[Written exercise]
Which lines in the material below contain the word "styles"? Copy each of them.

* BEGIN Data section *

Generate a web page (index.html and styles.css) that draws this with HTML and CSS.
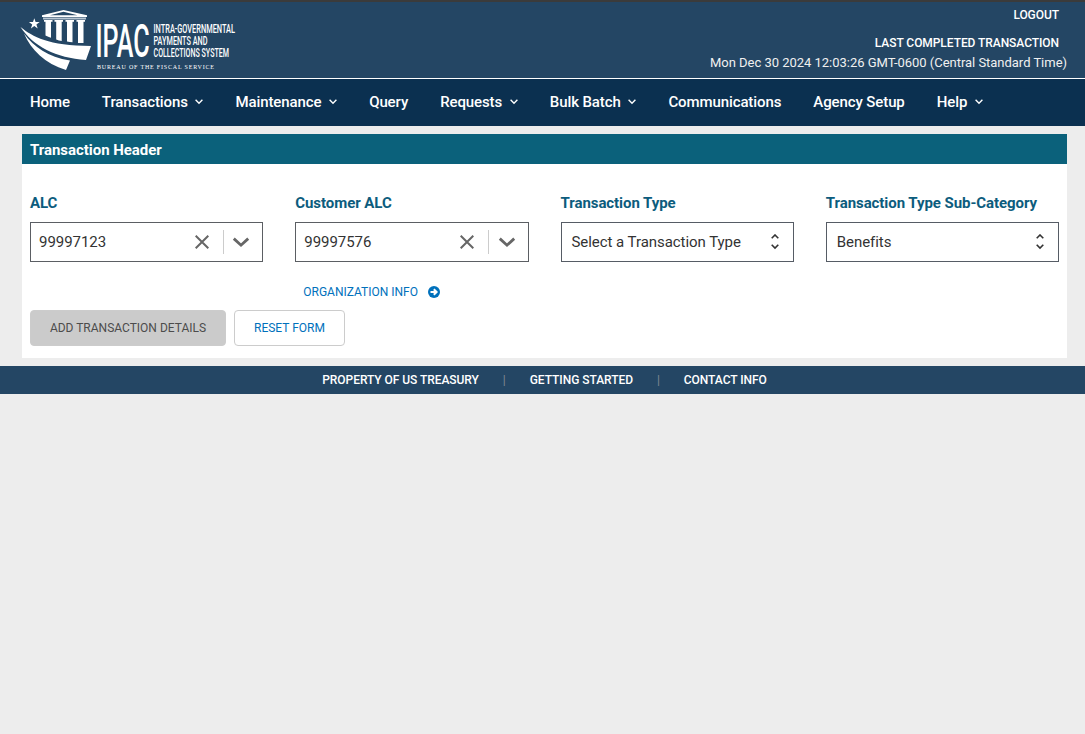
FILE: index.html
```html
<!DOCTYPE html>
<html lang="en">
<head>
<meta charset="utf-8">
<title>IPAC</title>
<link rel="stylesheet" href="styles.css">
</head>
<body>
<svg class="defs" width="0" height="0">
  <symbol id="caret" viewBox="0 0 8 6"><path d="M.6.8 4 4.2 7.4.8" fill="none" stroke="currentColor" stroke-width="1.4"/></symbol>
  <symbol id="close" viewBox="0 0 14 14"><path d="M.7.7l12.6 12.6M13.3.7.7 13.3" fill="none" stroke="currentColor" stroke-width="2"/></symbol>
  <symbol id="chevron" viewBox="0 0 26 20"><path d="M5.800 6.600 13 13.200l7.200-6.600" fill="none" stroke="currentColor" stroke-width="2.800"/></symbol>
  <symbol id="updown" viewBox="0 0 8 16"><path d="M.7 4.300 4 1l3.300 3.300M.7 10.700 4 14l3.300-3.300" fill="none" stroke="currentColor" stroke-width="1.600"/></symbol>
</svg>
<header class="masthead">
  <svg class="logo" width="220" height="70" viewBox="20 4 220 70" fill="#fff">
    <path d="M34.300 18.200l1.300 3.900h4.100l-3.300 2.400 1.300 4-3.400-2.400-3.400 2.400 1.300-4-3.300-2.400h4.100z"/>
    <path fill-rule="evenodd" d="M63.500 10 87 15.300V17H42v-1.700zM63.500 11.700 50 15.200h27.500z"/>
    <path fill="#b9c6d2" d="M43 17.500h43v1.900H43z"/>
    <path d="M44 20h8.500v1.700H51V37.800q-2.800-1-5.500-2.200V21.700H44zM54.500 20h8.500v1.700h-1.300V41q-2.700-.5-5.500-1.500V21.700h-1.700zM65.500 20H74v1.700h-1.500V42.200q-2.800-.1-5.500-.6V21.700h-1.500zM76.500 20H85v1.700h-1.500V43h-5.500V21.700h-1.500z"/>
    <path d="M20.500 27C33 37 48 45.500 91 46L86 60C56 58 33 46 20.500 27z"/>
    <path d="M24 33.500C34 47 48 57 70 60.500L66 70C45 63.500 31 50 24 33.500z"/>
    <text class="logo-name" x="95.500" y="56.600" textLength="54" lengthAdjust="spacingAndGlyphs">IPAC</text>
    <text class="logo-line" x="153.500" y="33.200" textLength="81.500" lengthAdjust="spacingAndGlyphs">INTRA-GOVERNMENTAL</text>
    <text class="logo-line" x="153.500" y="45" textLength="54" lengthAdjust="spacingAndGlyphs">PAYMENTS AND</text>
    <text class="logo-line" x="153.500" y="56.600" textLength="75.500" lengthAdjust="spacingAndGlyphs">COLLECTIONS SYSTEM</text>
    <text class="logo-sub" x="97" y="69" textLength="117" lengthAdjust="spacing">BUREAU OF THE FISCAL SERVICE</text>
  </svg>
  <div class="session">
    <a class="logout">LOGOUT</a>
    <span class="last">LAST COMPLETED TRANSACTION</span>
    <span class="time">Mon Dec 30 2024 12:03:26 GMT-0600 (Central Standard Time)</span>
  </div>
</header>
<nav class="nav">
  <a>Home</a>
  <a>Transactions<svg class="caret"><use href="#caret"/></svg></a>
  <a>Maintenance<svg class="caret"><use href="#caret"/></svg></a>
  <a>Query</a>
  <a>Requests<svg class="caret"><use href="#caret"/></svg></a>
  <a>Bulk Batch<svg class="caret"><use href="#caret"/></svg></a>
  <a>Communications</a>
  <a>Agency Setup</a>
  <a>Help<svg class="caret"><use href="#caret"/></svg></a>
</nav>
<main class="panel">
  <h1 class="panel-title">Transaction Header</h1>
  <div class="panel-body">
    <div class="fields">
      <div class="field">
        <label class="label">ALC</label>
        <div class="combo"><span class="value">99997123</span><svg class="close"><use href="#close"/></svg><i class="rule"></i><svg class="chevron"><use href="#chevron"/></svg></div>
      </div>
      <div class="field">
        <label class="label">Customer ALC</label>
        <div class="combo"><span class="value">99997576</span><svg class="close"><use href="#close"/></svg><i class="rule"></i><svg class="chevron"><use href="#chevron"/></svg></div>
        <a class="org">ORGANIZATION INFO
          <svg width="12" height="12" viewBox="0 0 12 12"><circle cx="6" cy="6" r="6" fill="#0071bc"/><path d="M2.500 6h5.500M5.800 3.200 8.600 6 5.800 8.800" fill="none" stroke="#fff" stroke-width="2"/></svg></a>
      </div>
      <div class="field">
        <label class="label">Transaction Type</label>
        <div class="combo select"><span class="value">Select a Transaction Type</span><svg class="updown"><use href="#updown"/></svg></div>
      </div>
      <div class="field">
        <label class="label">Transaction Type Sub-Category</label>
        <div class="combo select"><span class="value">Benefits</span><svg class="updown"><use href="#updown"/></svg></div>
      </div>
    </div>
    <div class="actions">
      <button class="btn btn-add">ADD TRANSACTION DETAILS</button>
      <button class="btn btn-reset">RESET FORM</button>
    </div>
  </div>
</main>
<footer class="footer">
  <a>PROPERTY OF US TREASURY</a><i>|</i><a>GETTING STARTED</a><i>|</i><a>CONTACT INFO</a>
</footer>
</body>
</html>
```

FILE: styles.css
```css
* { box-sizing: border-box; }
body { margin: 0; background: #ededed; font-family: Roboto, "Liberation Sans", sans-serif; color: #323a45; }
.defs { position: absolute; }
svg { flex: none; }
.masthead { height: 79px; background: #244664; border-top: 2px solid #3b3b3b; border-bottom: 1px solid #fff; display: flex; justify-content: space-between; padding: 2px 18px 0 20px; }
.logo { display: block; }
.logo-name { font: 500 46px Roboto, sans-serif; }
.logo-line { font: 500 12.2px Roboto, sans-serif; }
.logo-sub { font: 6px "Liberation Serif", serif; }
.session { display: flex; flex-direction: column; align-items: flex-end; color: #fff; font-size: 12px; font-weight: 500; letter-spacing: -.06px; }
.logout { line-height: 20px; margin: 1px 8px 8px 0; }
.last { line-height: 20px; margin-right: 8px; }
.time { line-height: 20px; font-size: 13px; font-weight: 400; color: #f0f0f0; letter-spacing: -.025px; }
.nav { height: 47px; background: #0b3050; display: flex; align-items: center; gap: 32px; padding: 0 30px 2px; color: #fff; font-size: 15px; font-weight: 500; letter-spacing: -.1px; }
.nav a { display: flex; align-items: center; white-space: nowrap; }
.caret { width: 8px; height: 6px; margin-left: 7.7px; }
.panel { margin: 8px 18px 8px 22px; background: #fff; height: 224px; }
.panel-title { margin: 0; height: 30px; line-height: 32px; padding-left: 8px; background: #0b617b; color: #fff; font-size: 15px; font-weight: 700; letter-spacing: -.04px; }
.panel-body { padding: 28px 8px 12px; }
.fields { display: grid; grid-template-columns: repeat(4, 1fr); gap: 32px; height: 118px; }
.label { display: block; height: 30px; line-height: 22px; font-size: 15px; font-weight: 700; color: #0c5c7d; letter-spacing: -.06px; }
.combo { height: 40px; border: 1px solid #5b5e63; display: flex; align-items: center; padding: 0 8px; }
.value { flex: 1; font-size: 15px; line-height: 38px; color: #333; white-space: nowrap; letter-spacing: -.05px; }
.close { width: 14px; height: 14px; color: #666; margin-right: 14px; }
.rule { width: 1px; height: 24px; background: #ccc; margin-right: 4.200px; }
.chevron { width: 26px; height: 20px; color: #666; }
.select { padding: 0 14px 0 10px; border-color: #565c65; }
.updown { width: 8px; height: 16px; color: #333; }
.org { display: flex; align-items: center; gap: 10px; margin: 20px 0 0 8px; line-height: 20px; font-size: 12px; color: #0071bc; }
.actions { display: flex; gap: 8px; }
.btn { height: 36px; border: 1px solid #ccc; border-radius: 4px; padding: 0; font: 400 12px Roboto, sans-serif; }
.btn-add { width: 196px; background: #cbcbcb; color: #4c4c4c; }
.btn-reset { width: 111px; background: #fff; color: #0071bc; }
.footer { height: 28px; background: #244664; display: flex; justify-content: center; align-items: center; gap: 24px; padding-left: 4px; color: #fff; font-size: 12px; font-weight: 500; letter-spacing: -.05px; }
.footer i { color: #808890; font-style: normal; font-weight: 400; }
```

* END Data section *

[Written answer]
Generate a web page (index.html and styles.css) that draws this with HTML and CSS.
<link rel="stylesheet" href="styles.css">
FILE: styles.css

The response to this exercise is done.